When NatWest reported its full-year results back in February the shares were trading just below their highest levels since May 2018, as concerns over a sharp slowdown in the UK economy receded.
The shares have retreated quite a bit since then, touching 3-month lows in March, largely due to concerns over whether the strong performance seen in 2022 can be repeated in 2023, while the recent uncertainty around the European banking sector and the fallout over Credit Suisse haven’t helped.
When the bank reported its Q4 and full-year numbers the bank was cautious saying it expects to generate full-year income of £14.8bn, and a full-year NIM of 3.2%, based on a base rate of 4%.
This came across as unduly cautious at the time given the current base rate is at 4.25% and looks set to go higher in a couple of weeks’ time, when the Bank of England gets set to meet again, which could push NIM higher.
Today’s Q1 numbers have done little to justify that caution with a strong set of numbers, not that you’d know it from the market reaction, with the shares sharply lower in early trade, and which is dragging on the wider sector, with Lloyds Banking Group also lower ahead of its numbers next week.
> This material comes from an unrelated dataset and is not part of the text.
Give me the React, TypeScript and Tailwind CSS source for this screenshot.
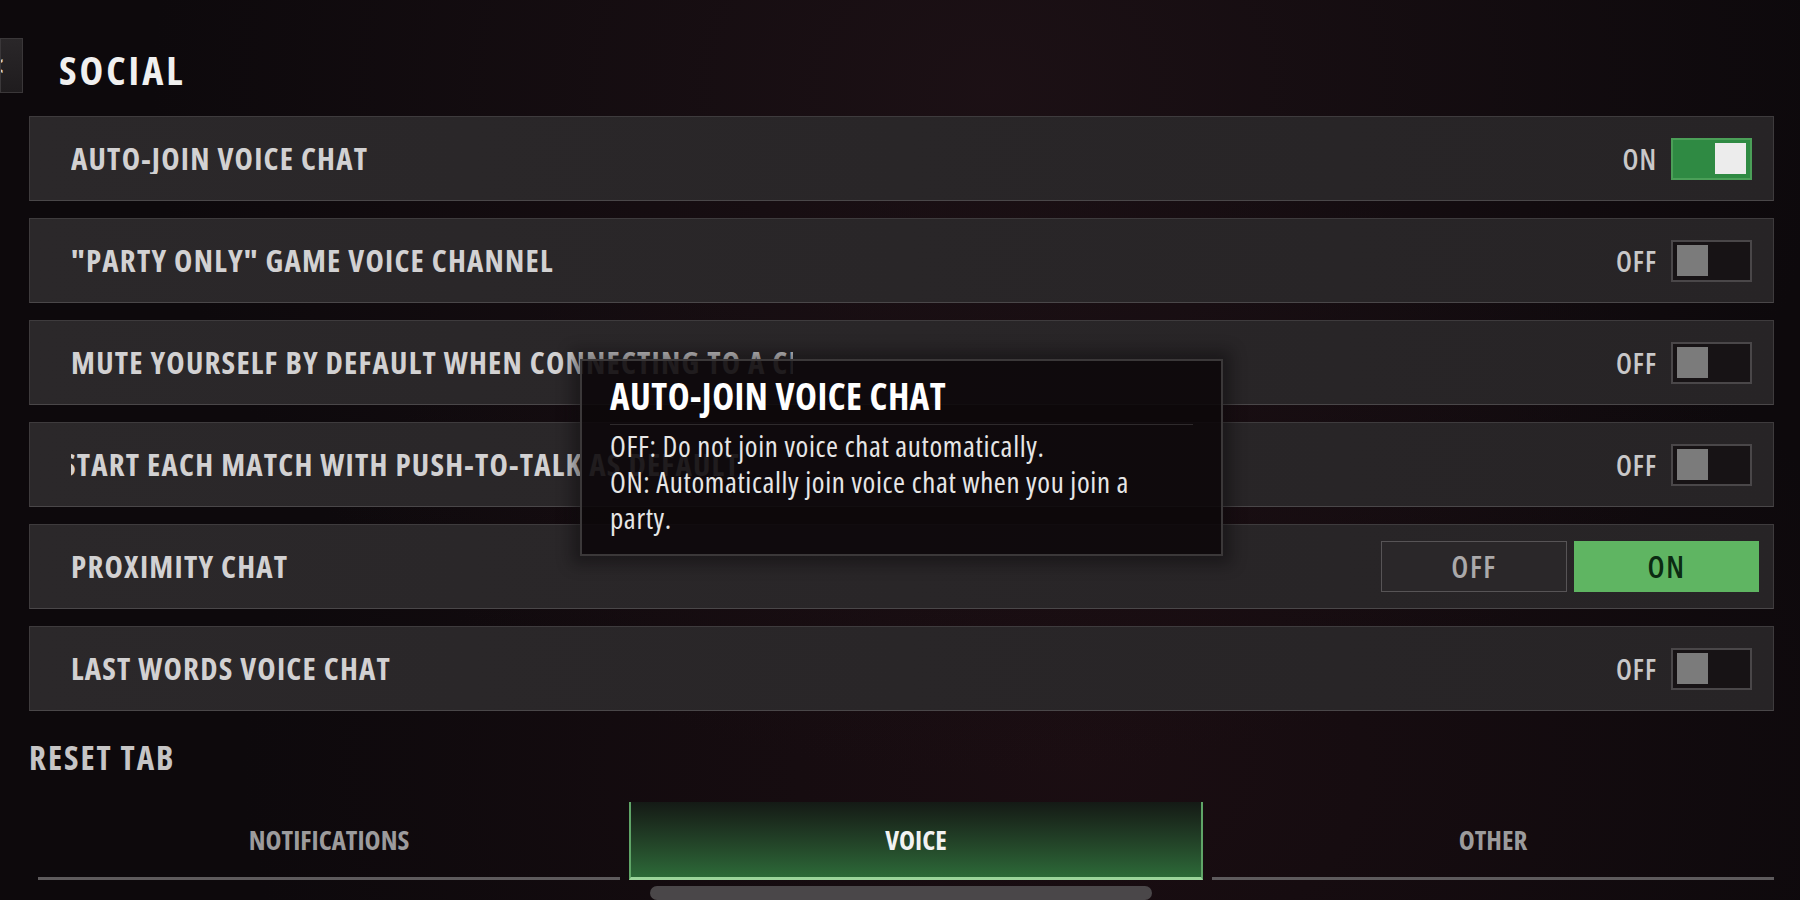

Not only have profits attributable to shareholders come in higher than expected at £1.28bn, comfortably above the same quarter last year of £841m, but net revenues have come in higher than expected at £3.87bn. The numbers were also above Q4’s £1.26bn, while impairments came in lower at £70m, while net interest margin rose to 3.27% for Q1.
Operating expenses have come in sharply higher than the same quarter last year, rising 12.5%, with most of that attributable to higher staff costs due to a £60m cost of living payment to help staff with the high inflation environment.
Customer deposits did see a fall of £11.1bn during the quarter to £421.8bn, due to tougher liquidity conditions and increased competition for deposits. Net loans saw an increase to £352.4bn.
The bank kept its full-year outlook from the end of last year, despite the strong performance from Q1, perhaps mindful that economic conditions could become more challenging as the year progresses.
This caution over the outlook may help explain why the shares have fallen back, however, the reaction seems unduly extreme even when taking the uncertain economic outlook into account.
If anything, management deserves credit for learning the lessons of the past and keeping expectations in check at a time, when the US banking sector is undergoing significant turbulence, and when economic uncertainties remain high.
Undue optimism is all well and good but it’s all for naught if it comes back and bites you further down the line.
Today’s share price falls come across as a little churlish given the shares have already fallen over 15% from their peaks this year.